[Input for this task start]
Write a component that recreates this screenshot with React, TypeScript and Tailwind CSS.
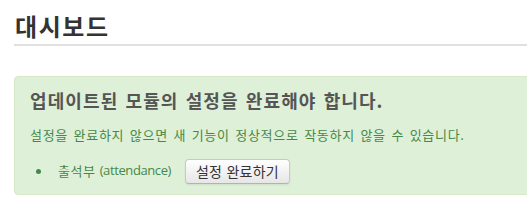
export default function App() {
  return (
    <main className="w-[527px] h-[200px] overflow-hidden bg-white font-['Noto_Sans_CJK_KR',sans-serif] text-[13px] text-[#333]">
      <div className="w-[620px] pl-[14px]">
        {/* Page title */}
        <h1 className="mt-[11px] pb-[3px] border-b-2 border-[#e0e0e0] text-[24px] leading-[30px] font-bold text-[#333] pl-px tracking-[1.6px]">
          대시보드
        </h1>

        {/* Update notice */}
        <div className="mt-[30px] rounded-[4px] border border-[#d6e9c6] bg-[#dff0d8] pl-[15px] pt-[11px] pb-[10px] text-[#468847]">
          <h4 className="text-[18px] leading-[24px] font-bold text-[#555] tracking-[1.1px] [word-spacing:2px]">
            업데이트된 모듈의 설정을 완료해야 합니다.
          </h4>
          <p className="mt-[13px] leading-[20px] tracking-[0.7px] [word-spacing:2px]">
            설정을 완료하지 않으면 새 기능이 정상적으로 작동하지 않을 수 있습니다.
          </p>
          <ul className="mt-[13px]">
            <li className="flex items-center h-[26px]">
              <span className="ml-[6px] mr-[17px] w-[5px] h-[5px] rounded-full bg-[#468847]" />
              <span className="tracking-[0.6px]">출석부</span>
              <span className="ml-[4px] font-['Open_Sans','Noto_Sans_CJK_KR',sans-serif] text-[13px] tracking-[-0.4px]">(attendance)</span>
              <button className="ml-[14px] h-[25px] px-[10px] rounded-[4px] border border-[#c8c8c8] border-b-[#b3b3b3] bg-gradient-to-b from-white to-[#e6e6e6] text-[14px] leading-[20px] text-[#333] tracking-[0.2px] [word-spacing:1px] shadow-[0_1px_2px_rgba(0,0,0,0.08)]">
                설정 완료하기
              </button>
            </li>
          </ul>
        </div>
      </div>
    </main>
  );
}
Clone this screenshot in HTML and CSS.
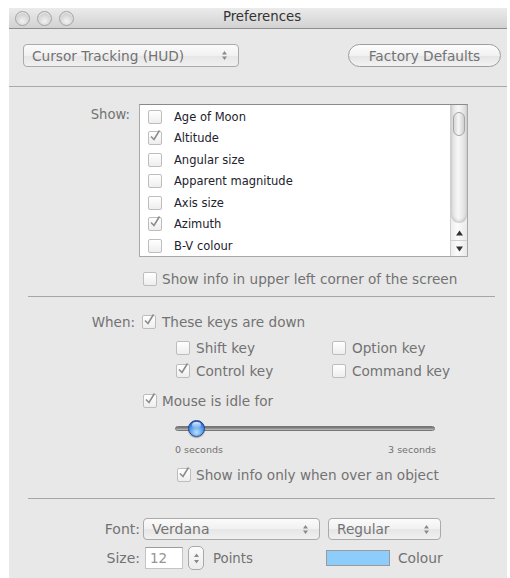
FILE: index.html
```html
<!DOCTYPE html>
<html>
<head>
<meta charset="utf-8">
<title>Preferences</title>
<link rel="stylesheet" href="styles.css">
</head>
<body>
<div class="window">
  <div class="titlebar">
    <div class="lights">
      <span class="light"></span><span class="light"></span><span class="light"></span>
    </div>
    <div class="title">Preferences</div>
  </div>

  <div class="toolbar">
    <div class="popup popup-mode">
      <span class="popup-text">Cursor Tracking (HUD)</span>
      <svg class="arrows" width="7" height="11" viewBox="0 0 7 11"><path d="M3.5 1 L6 4.5 H1 Z M3.5 10 L6 6.5 H1 Z" fill="#8a8a8a"/></svg>
    </div>
    <div class="pill">Factory Defaults</div>
  </div>

  <div class="content">
    <div class="field show-field">
      <div class="label label-show">Show:</div>
      <div class="listbox">
        <div class="rows">
          <div class="item"><span class="box"></span><span>Age of Moon</span></div>
          <div class="item"><span class="box checked"><svg width="14" height="14" viewBox="0 0 14 14"><path d="M3 7.5 L6 10.5 L11.5 1.5" fill="none" stroke="#8c8c8c" stroke-width="1.6"/></svg></span><span>Altitude</span></div>
          <div class="item"><span class="box"></span><span>Angular size</span></div>
          <div class="item"><span class="box"></span><span>Apparent magnitude</span></div>
          <div class="item"><span class="box"></span><span>Axis size</span></div>
          <div class="item"><span class="box checked"><svg width="14" height="14" viewBox="0 0 14 14"><path d="M3 7.5 L6 10.5 L11.5 1.5" fill="none" stroke="#8c8c8c" stroke-width="1.6"/></svg></span><span>Azimuth</span></div>
          <div class="item"><span class="box"></span><span>B-V colour</span></div>
        </div>
        <div class="scrollbar">
          <div class="track"><div class="thumb"></div></div>
          <div class="step step-up"><svg width="7" height="6" viewBox="0 0 7 6"><path d="M3.5 0.5 L7 5.5 H0 Z" fill="#333"/></svg></div>
          <div class="step step-down"><svg width="7" height="6" viewBox="0 0 7 6"><path d="M3.5 5.5 L7 0.5 H0 Z" fill="#333"/></svg></div>
        </div>
      </div>
    </div>

    <div class="check row-corner"><span class="box"></span><span>Show info in upper left corner of the screen</span></div>

    <div class="separator sep-1"></div>

    <div class="field when-field">
      <div class="label label-when">When:</div>
      <div class="check"><span class="box checked"><svg width="14" height="14" viewBox="0 0 14 14"><path d="M3 7.5 L6 10.5 L11.5 1.5" fill="none" stroke="#8c8c8c" stroke-width="1.6"/></svg></span><span>These keys are down</span></div>
    </div>

    <div class="keys keys-1">
      <div class="check key"><span class="box"></span><span>Shift key</span></div>
      <div class="check key"><span class="box"></span><span>Option key</span></div>
    </div>
    <div class="keys keys-2">
      <div class="check key"><span class="box checked"><svg width="14" height="14" viewBox="0 0 14 14"><path d="M3 7.5 L6 10.5 L11.5 1.5" fill="none" stroke="#8c8c8c" stroke-width="1.6"/></svg></span><span>Control key</span></div>
      <div class="check key"><span class="box"></span><span>Command key</span></div>
    </div>

    <div class="check row-idle"><span class="box checked"><svg width="14" height="14" viewBox="0 0 14 14"><path d="M3 7.5 L6 10.5 L11.5 1.5" fill="none" stroke="#8c8c8c" stroke-width="1.6"/></svg></span><span>Mouse is idle for</span></div>

    <div class="slider">
      <div class="slider-track"></div>
      <div class="knob"></div>
    </div>
    <div class="slider-labels"><span>0 seconds</span><span>3 seconds</span></div>

    <div class="check row-over"><span class="box checked"><svg width="14" height="14" viewBox="0 0 14 14"><path d="M3 7.5 L6 10.5 L11.5 1.5" fill="none" stroke="#8c8c8c" stroke-width="1.6"/></svg></span><span>Show info only when over an object</span></div>

    <div class="separator sep-2"></div>

    <div class="field font-field">
      <div class="label label-font">Font:</div>
      <div class="popup popup-font">
        <span class="popup-text">Verdana</span>
        <svg class="arrows" width="7" height="11" viewBox="0 0 7 11"><path d="M3.5 1 L6 4.5 H1 Z M3.5 10 L6 6.5 H1 Z" fill="#8a8a8a"/></svg>
      </div>
      <div class="popup popup-style">
        <span class="popup-text">Regular</span>
        <svg class="arrows" width="7" height="11" viewBox="0 0 7 11"><path d="M3.5 1 L6 4.5 H1 Z M3.5 10 L6 6.5 H1 Z" fill="#8a8a8a"/></svg>
      </div>
    </div>

    <div class="field size-field">
      <div class="label label-font">Size:</div>
      <div class="size-input">12</div>
      <div class="stepper"><svg width="7" height="13" viewBox="0 0 7 13"><path d="M3.5 1.5 L6 5 H1 Z M3.5 11.5 L6 8 H1 Z" fill="#8a8a8a"/></svg></div>
      <div class="unit">Points</div>
      <div class="swatch"></div>
      <div class="unit colour-label">Colour</div>
    </div>
  </div>
</div>
</body>
</html>
```

FILE: styles.css
```css
* { box-sizing: border-box; }

html, body {
  margin: 0;
  padding: 0;
  background: #ffffff;
}

body {
  font-family: "DejaVu Sans", "Liberation Sans", sans-serif;
  font-size: 12px;
  color: #727272;
}

.window {
  margin: 8px 0 0 9px;
  width: 498px;
  height: 570px;
  background: #e8e8e8;
  display: flex;
  flex-direction: column;
  overflow: hidden;
}

/* ---- title bar ---- */
.titlebar {
  height: 21px;
  flex: none;
  display: flex;
  align-items: center;
  position: relative;
  background: linear-gradient(#ebebeb, #d2d2d2);
  border-bottom: 1px solid #8e8e8e;
}

.lights {
  display: flex;
  gap: 7px;
  padding-left: 6px;
}

.light {
  width: 15px;
  height: 15px;
  border-radius: 50%;
  border: 1px solid #a4a4a4;
  background: radial-gradient(circle at 50% 70%, #f2f2f2 0%, #d6d6d6 55%, #bdbdbd 100%);
  box-shadow: inset 0 1px 1px rgba(255,255,255,0.7);
}

.title {
  position: absolute;
  left: 0;
  right: 0;
  text-align: center;
  top: 1px;
  font-size: 13.3px;
  color: #333333;
  padding-left: 8px;
}

/* ---- toolbar ---- */
.toolbar {
  height: 58px;
  flex: none;
  display: flex;
  align-items: flex-start;
  justify-content: space-between;
  padding: 15px 6px 0 14px;
  border-bottom: 1px solid #a9a9a9;
}

.popup {
  height: 23px;
  border: 1px solid #aaaaaa;
  border-radius: 4px;
  background: linear-gradient(#fbfbfb, #f1f1f1 50%, #e6e6e6 51%, #f0f0f0);
  display: flex;
  align-items: center;
  justify-content: space-between;
  padding: 0 10px 0 8px;
  color: #737373;
  font-size: 13.7px;
}

.popup-mode { width: 216px; }

.pill {
  width: 153px;
  height: 23px;
  border: 1px solid #9d9d9d;
  border-radius: 12px;
  background: linear-gradient(#fdfdfd, #f1f1f1 50%, #e4e4e4 51%, #f3f3f3);
  display: flex;
  align-items: center;
  justify-content: center;
  color: #737373;
  font-size: 13.7px;
}

/* ---- main content ---- */
.content {
  display: flex;
  flex-direction: column;
  flex: 1;
}

.field {
  display: flex;
  align-items: flex-start;
}

.label {
  flex: none;
  text-align: right;
  color: #727272;
}

.show-field { margin-top: 17px; }
.label-show { width: 121px; margin-right: 9px; padding-top: 3px; font-size: 13.2px; }

.listbox {
  width: 329px;
  height: 153px;
  background: #ffffff;
  border: 1px solid #a9a9a9;
  border-top-color: #8a8a8a;
  display: flex;
}

.rows {
  flex: 1;
  padding-top: 1px;
}

.item {
  height: 21.5px;
  display: flex;
  align-items: center;
  color: #22222c;
  font-size: 11.5px;
  padding-left: 8px;
}

.item .box { margin-right: 12px; }

.box {
  flex: none;
  width: 14px;
  height: 14px;
  border: 1px solid #bdbdbd;
  border-radius: 2px;
  background: linear-gradient(#ffffff, #eeeeee);
  display: inline-flex;
  position: relative;
}

.box svg {
  position: absolute;
  left: -1px;
  top: -3px;
}

.scrollbar {
  width: 17px;
  flex: none;
  border-left: 1px solid #cfcfcf;
  background: linear-gradient(90deg, #eeeeee, #fbfbfb 40%, #e9e9e9);
  display: flex;
  flex-direction: column;
}

.track {
  flex: 1;
  padding: 7px 1px 0 1px;
  border-bottom-left-radius: 8px;
  border-bottom-right-radius: 8px;
  background: linear-gradient(90deg, #dcdcdc, #f7f7f7 45%, #dadada);
  box-shadow: inset 0 -2px 3px rgba(0,0,0,0.15);
  margin-bottom: 3px;
}

.thumb {
  height: 24px;
  margin: 0 1px;
  border: 1px solid #a6a6a6;
  border-radius: 7px;
  background: linear-gradient(90deg, #d6d6d6, #f6f6f6 45%, #d0d0d0);
}

.step {
  height: 15px;
  display: flex;
  align-items: center;
  justify-content: center;
}

.step-up { border-bottom: 1px solid #cfcfcf; }

/* ---- checkbox rows ---- */
.check {
  display: flex;
  align-items: center;
  height: 18px;
  font-size: 13.6px;
  color: #727272;
  white-space: nowrap;
}

.check .box { margin-right: 5px; }

.row-corner { margin: 13px 0 0 134px; }

.separator {
  height: 1px;
  background: #a6a6a6;
  margin-left: 19px;
  width: 467px;
}

.sep-1 { margin-top: 8px; }

.when-field { margin-top: 16px; }
.label-when { width: 126px; margin-right: 7px; height: 18px; line-height: 18px; font-size: 13.5px; }
.when-field .check .box { margin-right: 6px; }

.keys {
  display: flex;
  margin-left: 167px;
}

.keys-1 { margin-top: 8px; }
.keys-2 { margin-top: 5px; }

.key { width: 156px; }
.key .box { margin-right: 6px; }

.row-idle { margin: 12px 0 0 134px; }

/* ---- slider ---- */
.slider {
  position: relative;
  height: 20px;
  margin: 8px 0 0 166px;
  width: 260px;
  display: flex;
  align-items: center;
}

.slider-track {
  width: 100%;
  height: 5px;
  border-radius: 3px;
  background: linear-gradient(#6e6e6e, #9a9a9a 60%, #c4c4c4);
  border: 1px solid #777777;
}

.knob {
  position: absolute;
  left: 13px;
  top: 2px;
  width: 17px;
  height: 17px;
  border-radius: 50%;
  background: radial-gradient(circle at 50% 75%, #bfe0ff 0%, #5aa2ee 45%, #1f63c9 80%, #17479a 100%);
  border: 1px solid #23438a;
  box-shadow: 0 1px 1px rgba(0,0,0,0.3);
}

.knob::after {
  content: "";
  position: absolute;
  left: 3px;
  top: 1px;
  width: 9px;
  height: 6px;
  border-radius: 50%;
  background: linear-gradient(rgba(255,255,255,0.9), rgba(255,255,255,0.1));
}

.slider-labels {
  display: flex;
  justify-content: space-between;
  width: 261px;
  margin: 6px 0 0 166px;
  height: 12px;
  font-size: 9.5px;
  line-height: 12px;
  color: #727272;
}

.row-over { margin: 10px 0 0 168px; }

.sep-2 { margin-top: 14px; }

/* ---- font rows ---- */
.font-field {
  margin-top: 19px;
  align-items: center;
}

.label-font { width: 131px; margin-right: 3px; font-size: 14px; }

.popup-font { width: 177px; height: 22px; font-size: 14px; }
.popup-style { width: 113px; height: 22px; margin-left: 8px; font-size: 13.7px; }

.size-field {
  margin-top: 6px;
  align-items: center;
  height: 24px;
}

.size-field .label-font { margin-right: 5px; }

.size-input {
  width: 38px;
  height: 22px;
  background: #ffffff;
  border: 1px solid #c4c4c4;
  border-top-color: #9c9c9c;
  padding: 2px 0 0 4px;
  font-size: 13.5px;
  color: #959595;
}

.stepper {
  width: 16px;
  height: 24px;
  margin-left: 5px;
  border: 1px solid #a9a9a9;
  border-radius: 5px;
  background: linear-gradient(#fbfbfb, #ececec);
  display: flex;
  align-items: center;
  justify-content: center;
}

.unit {
  font-size: 13.3px;
  color: #727272;
  margin-left: 9px;
}

.swatch {
  width: 64px;
  height: 16px;
  margin-left: 73px;
  background: #8dcdfc;
  border: 1px solid #9a9a9a;
}

.colour-label { margin-left: 8px; font-size: 13.8px; }
```
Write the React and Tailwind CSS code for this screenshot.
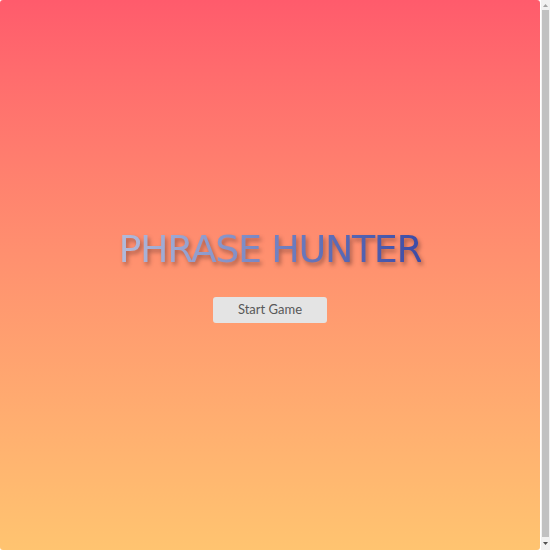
[Input for this task end]
**Request**
Isolate the lines that hold the word "Tailwind" and copy all of them.

**The completed task**
Write a component that recreates this screenshot with React, TypeScript and Tailwind CSS.
Write the React and Tailwind CSS code for this screenshot.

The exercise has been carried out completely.